- Zaczyna się okres pracy organizacyjnej, który potrwa dwa miesiące, a nawet dłużej. Za nami nienormalny sezon, z olbrzymią szkodą dla siatkarek, bo normalnie kończy się w maju, a teraz już w marcu - przyznaje na łamach oficjalnej strony klubu z Muszyny dyrektor Banku BPS Muszynianki Fakro, Grzegorz Jeżowski.
Władze klubu nie zamierzają podejmować szybkich decyzji odnośnie składu na przyszły sezon. Nie chcą ujawniać, czy w zespole będzie duża wymiana zawodniczek. - Kontrakty są tak skonstruowane, że mamy pierwszeństwo do rozmów praktycznie z każdą siatkarką. Ale dopiero skończył się finał, więc potrzeba cierpliwości. Nie umiem teraz odpowiedzieć, czy dojdzie do rewolucji.
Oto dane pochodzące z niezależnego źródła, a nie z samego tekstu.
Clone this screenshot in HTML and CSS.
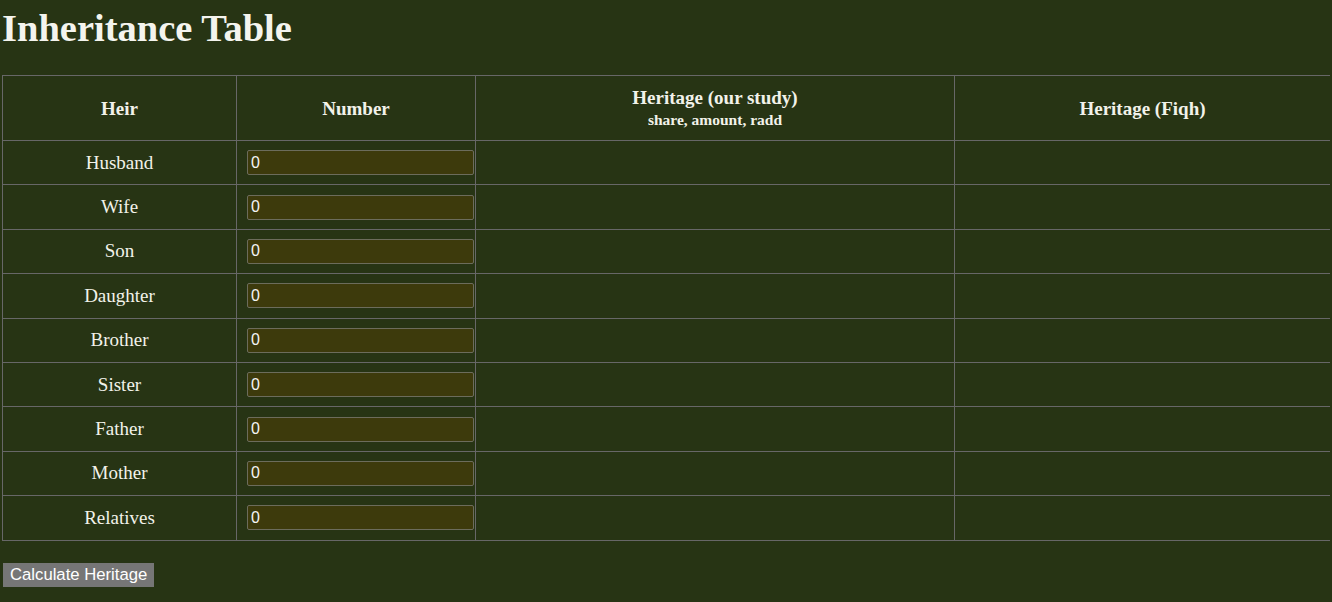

Czasem wymiana dwóch czołowych zawodniczek może już oznaczać rewolucję - dodaje Jeżowski.
Aż sześć zawodniczek zespołu z Muszyny nie ma chwili na odpoczynek, bowiem już 3 kwietnia udała się do Warszawy na badania i spotkanie organizacyjne z selekcjonerem reprezentacji Polski.